On 2005-04-22, Paolo Alexis Falcone penned:
> On 4/21/05, Monique Y. Mudama <spam@bounceswoosh.org> wrote:
>> 
>> Not *that* different.  I was able to fix the unknown symbols by
>> making some stuff part of the kernel, instead of building them as
>> modules.  See my followup to my original post for details.
>> 
> I dunno about your configs - but as far as I know I have the same
> items you built in to the kernel as modules.

Quite possibly.  Since the only problems were with nfsd and vfat
support, one of which is started on boot and the other of which I use
pretty frequently, building them into the kernel seems reasonable
enough.  It's not something I'm going to worry about.

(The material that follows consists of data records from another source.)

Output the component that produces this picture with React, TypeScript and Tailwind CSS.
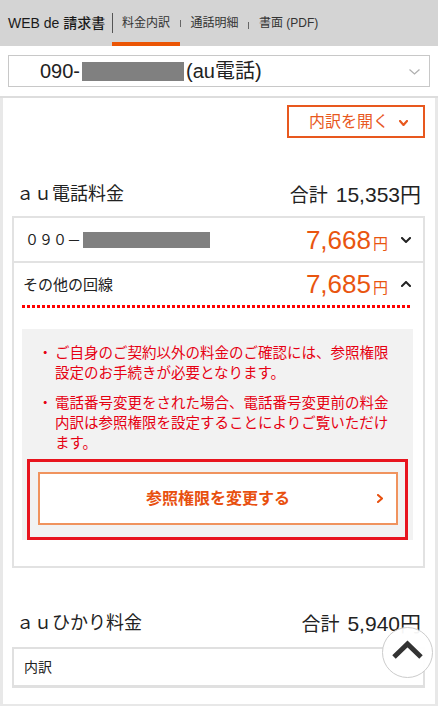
import React from "react";

function Chevron({ dir, className, color, w = 10, h = 6, sw = 2 }: { dir: "down" | "up" | "right"; className?: string; color: string; w?: number; h?: number; sw?: number }) {
  let d = "";
  if (dir === "down") d = `M1 1 L${w / 2} ${h - 1} L${w - 1} 1`;
  if (dir === "up") d = `M1 ${h - 1} L${w / 2} 1 L${w - 1} ${h - 1}`;
  if (dir === "right") d = `M1 1 L${w - 1} ${h / 2} L1 ${h - 1}`;
  return (
    <svg width={w} height={h} viewBox={`0 0 ${w} ${h}`} className={className}>
      <path d={d} fill="none" stroke={color} strokeWidth={sw} strokeLinecap="square" strokeLinejoin="miter" />
    </svg>
  );
}

function Total({ amount }: { amount: string }) {
  return (
    <span className="flex items-baseline leading-none">
      <span className="text-[19px]">合計</span>
      <span className="ml-[8px] text-[21px]">{amount}</span>
      <span className="text-[21px]">円</span>
    </span>
  );
}

export default function App() {
  return (
    <div className="relative h-[706px] w-[438px] overflow-hidden bg-white font-['Liberation_Sans','Noto_Sans_CJK_JP',sans-serif] text-[#222]">
      {/* header */}
      <div className="flex h-[46px] items-center bg-[#d4d4d4]">
        <div className="w-[112px] pl-2 text-[14px] font-medium leading-none text-[#1a1a1a]">WEB de 請求書</div>
        <div className="relative flex h-full w-[68px] items-center justify-center">
          <div className="absolute left-0 top-[13px] h-[20px] w-px bg-[#555]" />
          <span className="text-[12px] leading-none text-[#333]">料金内訳</span>
          <div className="absolute bottom-0 left-0 right-0 h-[4px] bg-[#eb5505]" />
        </div>
        <div className="mt-[1px] h-[7px] w-px bg-[#666]" />
        <div className="flex h-full w-[67px] items-center justify-center">
          <span className="text-[12px] leading-none text-[#333]">通話明細</span>
        </div>
        <div className="mt-[4px] h-[7px] w-px bg-[#666]" />
        <div className="flex h-full items-center pl-[10px]">
          <span className="text-[12px] leading-none text-[#333]">書面 (PDF)</span>
        </div>
      </div>

      {/* select */}
      <div className="border-b-2 border-[#dddddd] px-2 py-[9px]">
        <div className="flex h-[32px] items-center border border-[#c8c8c8] pl-[31px] pr-[9px]">
          <span className="text-[20px] leading-none text-[#222]">090-</span>
          <span className="ml-[2px] h-[19px] w-[102px] bg-[#808080]" />
          <span className="ml-[2px] text-[20px] leading-none text-[#222]">(au電話)</span>
          <Chevron dir="down" color="#b0b0b0" w={11} h={6} sw={1.3} className="ml-auto mt-[2px]" />
        </div>
      </div>

      {/* main */}
      <div className="border-x-[3px] border-b-2 border-[#e8e8e8] pb-[16px] pl-[9px] pr-[10px] pt-[7px]">
        <div className="flex justify-end">
          <div className="flex h-[33px] w-[138px] items-center justify-end border-2 border-[#e8581e] pr-[15px]">
            <span className="text-[16px] leading-none text-[#e8581e]">内訳を開く</span>
            <Chevron dir="down" color="#e8581e" w={9} h={6} sw={2.2} className="ml-[10px] mt-[2px]" />
          </div>
        </div>

        <div className="mb-[10px] mt-[44px] flex h-[24px] items-center justify-between px-[4px]">
          <span className="text-[18px] leading-none">ａｕ電話料金</span>
          <Total amount="15,353" />
        </div>

        {/* card 1 */}
        <div className="border-2 border-[#e2e2e2] pb-[26px]">
          <div className="flex h-[45px] items-center border-b-2 border-[#e2e2e2] pl-[11px] pr-[12px]">
            <span className="text-[14px] leading-none">０９０－</span>
            <span className="ml-[2px] h-[16px] w-[127px] bg-[#808080]" />
            <div className="ml-auto flex items-baseline text-[#e9550f]">
              <span className="text-[26px] leading-none">7,668</span>
              <span className="ml-[2px] text-[15px] leading-none">円</span>
            </div>
            <Chevron dir="down" color="#222" w={10} h={6} sw={2} className="ml-[13px]" />
          </div>
          <div className="flex h-[42px] items-center pl-[9px] pr-[12px]">
            <span className="text-[15px] leading-none">その他の回線</span>
            <div className="ml-auto flex items-baseline text-[#e9550f]">
              <span className="text-[26px] leading-none">7,685</span>
              <span className="ml-[2px] text-[15px] leading-none">円</span>
            </div>
            <Chevron dir="up" color="#222" w={10} h={6} sw={2} className="ml-[13px]" />
          </div>
          <div className="ml-[8px] mr-[11px] h-[3px] bg-[repeating-linear-gradient(to_right,#ff0000_0px,#ff0000_3px,transparent_3px,transparent_5px)]" />

          <div className="ml-[8px] mr-[10px] mt-[21px] bg-[#f2f2f2] pt-[14px]">
            <div className="pl-[16px] pr-[16px] text-[14.5px] leading-[20px] text-[#e60012]">
              <div className="flex">
                <span className="w-[17px] shrink-0">・</span>
                <span>ご自身のご契約以外の料金のご確認には、参照権限設定のお手続きが必要となります。</span>
              </div>
              <div className="mt-[10px] flex">
                <span className="w-[17px] shrink-0">・</span>
                <span>電話番号変更をされた場合、電話番号変更前の料金内訳は参照権限を設定することによりご覧いただけます。</span>
              </div>
            </div>
            <div className="mx-[5px] mt-[6px] border-[3px] border-[#e8141e] pb-[12px] pl-[8px] pr-[7px] pt-[10px]">
              <div className="relative flex h-[53px] items-center justify-center border-2 border-[#f0935e] bg-white">
                <span className="text-[16px] font-bold leading-none text-[#e8500f]">参照権限を変更する</span>
                <Chevron dir="right" color="#e8500f" w={6} h={9} sw={2} className="absolute right-[13px] top-[20px]" />
              </div>
            </div>
          </div>
        </div>

        <div className="mb-[12px] mt-[43px] flex h-[24px] items-center justify-between px-[4px]">
          <span className="text-[18px] leading-none">ａｕひかり料金</span>
          <Total amount="5,940" />
        </div>

        {/* card 2 */}
        <div className="flex h-[41px] items-center border-2 border-b-[3px] border-[#e0e0e0] pl-[10px]">
          <span className="text-[14px] leading-none">内訳</span>
        </div>
      </div>

      {/* scroll top */}
      <div className="absolute left-[382px] top-[627px] flex h-[51px] w-[51px] items-center justify-center rounded-full border border-[#cccccc] bg-white/95">
        <svg width="51" height="51" viewBox="0 0 51 51" className="absolute left-[-1px] top-[-1px]">
          <path d="M12 30 L25.5 17 L39 30" fill="none" stroke="#333" strokeWidth="5" strokeLinecap="butt" strokeLinejoin="miter" />
        </svg>
      </div>
    </div>
  );
}
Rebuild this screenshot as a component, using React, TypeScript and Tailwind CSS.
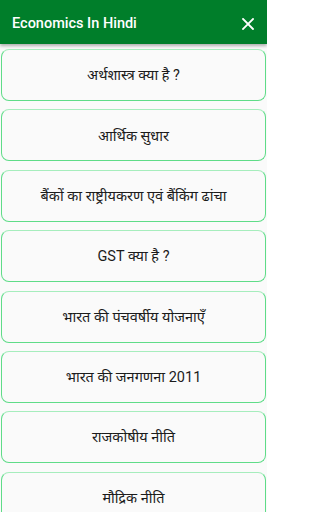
import React from "react";

const items = [
  "अर्थशास्त्र क्या है ?",
  "आर्थिक सुधार",
  "बैंकों का राष्ट्रीयकरण एवं बैंकिंग ढांचा",
  "GST क्या है ?",
  "भारत की पंचवर्षीय योजनाएँ",
  "भारत की जनगणना 2011",
  "राजकोषीय नीति",
  "मौद्रिक नीति",
];

export default function App() {
  return (
    <div className="w-[267px] h-[512px] overflow-hidden bg-[#fafafa] flex flex-col" style={{ fontFamily: "Roboto, 'Noto Sans Devanagari UI', 'Noto Sans Devanagari', sans-serif" }}>
      <div className="h-[44px] shrink-0 bg-[#007e2a] flex items-center justify-between pl-[12px] pr-[13px] pt-[3px] shadow-[0_2px_3px_rgba(0,0,0,0.3)] relative z-10">
        <span className="text-white text-[14.5px] font-medium">Economics In Hindi</span>
        <svg width="12" height="12" viewBox="0 0 12 12">
          <path d="M1 1L11 11M11 1L1 11" stroke="white" strokeWidth="1.8" strokeLinecap="square" />
        </svg>
      </div>
      <div className="flex flex-col gap-[8.4px] pt-[5px] px-[1px]">
        {items.map((t) => (
          <div key={t} className="h-[52px] shrink-0 rounded-[8px] border border-[#5fdc88] border-t-[#a6edbd] bg-[#fafafa] flex items-center justify-center pt-[2px] text-[14.5px] text-[#1c1c1c]">
            {t}
          </div>
        ))}
      </div>
    </div>
  );
}
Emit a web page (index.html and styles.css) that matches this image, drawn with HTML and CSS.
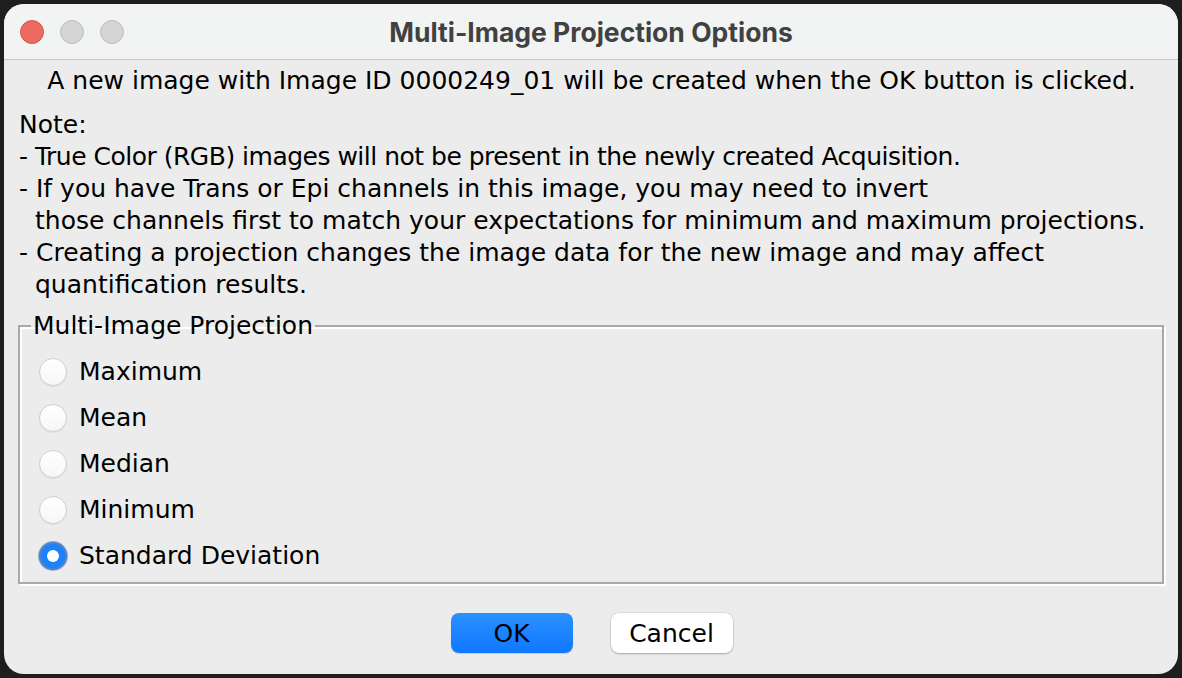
FILE: index.html
```html
<!DOCTYPE html>
<html>
<head>
<meta charset="utf-8">
<link rel="stylesheet" href="styles.css">
</head>
<body>
<div class="window">
  <div class="titlebar">
    <div class="lights">
      <span class="light red"></span>
      <span class="light gray"></span>
      <span class="light gray"></span>
    </div>
    <div class="title">Multi-Image Projection Options</div>
  </div>
  <div class="content">
    <div class="intro">A new image with Image ID 0000249_01 will be created when the OK button is clicked.</div>
    <div class="notes">
      <div>Note:</div>
      <div class="tight">- True Color (RGB) images will not be present in the newly created Acquisition.</div>
      <div>- If you have Trans or Epi channels in this image, you may need to invert</div>
      <div class="indent">those channels first to match your expectations for minimum and maximum projections.</div>
      <div>- Creating a projection changes the image data for the new image and may affect</div>
      <div class="indent">quantification results.</div>
    </div>
    <fieldset class="group">
      <legend>Multi-Image Projection</legend>
      <div class="option"><span class="radio"></span><span>Maximum</span></div>
      <div class="option"><span class="radio"></span><span>Mean</span></div>
      <div class="option"><span class="radio"></span><span>Median</span></div>
      <div class="option"><span class="radio"></span><span>Minimum</span></div>
      <div class="option"><span class="radio checked"></span><span>Standard Deviation</span></div>
    </fieldset>
    <div class="buttons">
      <button class="btn primary">OK</button>
      <button class="btn">Cancel</button>
    </div>
  </div>
</div>
</body>
</html>
```
FILE: styles.css
```css
html, body {
  margin: 0;
  padding: 0;
  background: #1e1e1e;
  width: 1182px;
  height: 678px;
  overflow: hidden;
}
.window {
  margin: 4px 4px 0 4px;
  width: 1174px;
  height: 670px;
  background: #ececec;
  border-radius: 20px;
  overflow: hidden;
  font-family: "DejaVu Sans", sans-serif;
  font-size: 25px;
  color: #000;
  display: flex;
  flex-direction: column;
}
.titlebar {
  flex-shrink: 0;
  height: 55px;
  background: #f2f3f3;
  border-bottom: 1px solid #c6c6c6;
  display: flex;
  align-items: center;
  position: relative;
}
.lights {
  display: flex;
  gap: 16px;
  padding-left: 16px;
  position: relative;
  z-index: 1;
}
.light {
  width: 24px;
  height: 24px;
  border-radius: 50%;
  box-sizing: border-box;
  display: block;
}
.light.red {
  background: #ec6a5f;
  border: 1px solid #d25649;
}
.light.gray {
  background: #d5d5d5;
  border: 1px solid #bcbcbc;
}
.title {
  position: absolute;
  left: 0;
  right: 0;
  top: 0;
  bottom: 0;
  display: flex;
  align-items: center;
  justify-content: center;
  font-family: "Inter", sans-serif;
  font-weight: 700;
  font-size: 26.5px;
  color: #414141;
}
.content {
  padding: 5px 14px 0 15px;
  line-height: 32px;
}
.intro {
  text-align: center;
  white-space: nowrap;
}
.notes {
  margin-top: 12px;
  white-space: nowrap;
}
.tight {
  letter-spacing: -0.5px;
}
.indent {
  padding-left: 16px;
}
.group {
  margin: 9px 0 0 -1px;
  padding: 7px 11px 3px 11px;
  border: 2px solid #a9a9a9;
  box-shadow: 2px 2px 0 #ffffff, inset 2px 2px 0 #ffffff;
}
.group legend {
  padding: 0 2px;
  line-height: 32px;
}
.option {
  height: 46px;
  display: flex;
  align-items: center;
  gap: 12px;
  padding-left: 8px;
}
.radio {
  width: 28px;
  height: 28px;
  box-sizing: border-box;
  border-radius: 50%;
  background: linear-gradient(#ffffff, #f7f7f7);
  border: 1px solid #cfcfcf;
  box-shadow: 0 1px 1px rgba(0,0,0,0.06);
  position: relative;
}
.radio.checked {
  background: #1a82fb;
  border: 2px solid #4f7fc4;
  box-shadow: 0 0 0 1px #8fb0de;
}
.radio.checked::after {
  content: "";
  position: absolute;
  left: 50%;
  top: 50%;
  width: 12px;
  height: 12px;
  margin: -6px 0 0 -6px;
  border-radius: 50%;
  background: #fff;
}
.buttons {
  display: flex;
  justify-content: center;
  gap: 38px;
  margin-top: 29px;
}
.btn {
  width: 122px;
  height: 40px;
  border-radius: 8px;
  border: none;
  font-family: "DejaVu Sans", sans-serif;
  font-size: 25px;
  color: #000;
  background: #ffffff;
  box-shadow: 0 1px 2px rgba(0,0,0,0.25), 0 0 0 0.5px rgba(0,0,0,0.12);
  padding: 0;
}
.btn.primary {
  background: linear-gradient(#2a90ff, #1078ff);
  box-shadow: 0 1px 1px rgba(0,0,0,0.15);
}
```
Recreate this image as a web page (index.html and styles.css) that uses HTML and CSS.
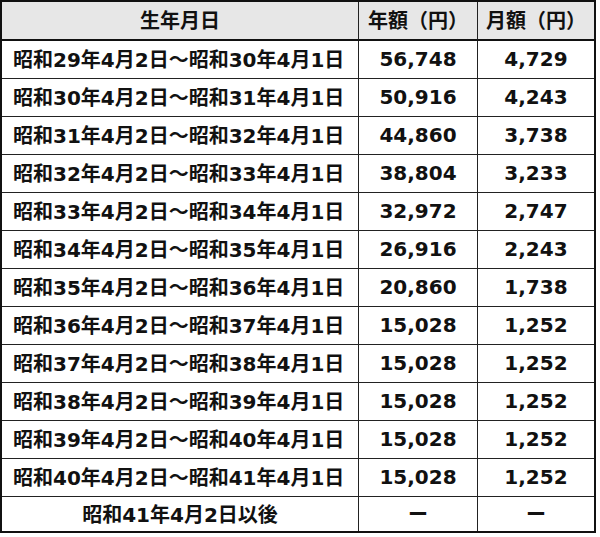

>> I don't know about you, but I've been refining my .config files for
>> years, and carting them from machine to machine.  Just giving them
>> up ... it wouldn't be right.
>
> The 2.6 kernel configuration introduces new configs and
> configuration dependencies - it's not just as simple as
> transplanting .config files made for 2.4 directly to 2.6 as there
> would always be hiccups doing that without manipulating the
> dependencies.

Well, I don't know what kinds of things you include under manipulating
dependencies, but like I said, it worked fine for me purely by running
`make menuconfig` and tweaking a few things.  I didn't have to touch
the source or the build scripts.

> I don't recall having been able to directly cart my kernel 2.2
> configs to 2.4, or 2.4 to 2.6 without encountering module warnings
> or even kernel panics. It was much easier to build from a clean
> slate, as from there it's much easier what modules/functionality
> needs and would activate.

In my case, I really do think that doing a `make oldconfig` and then
tweaking was the easiest option.  I don't have any "interesting"
hardware to support, and I keep my kernel pretty minimal (at least
compared to the default debian config), so maybe I just don't have
that many potential points of failure.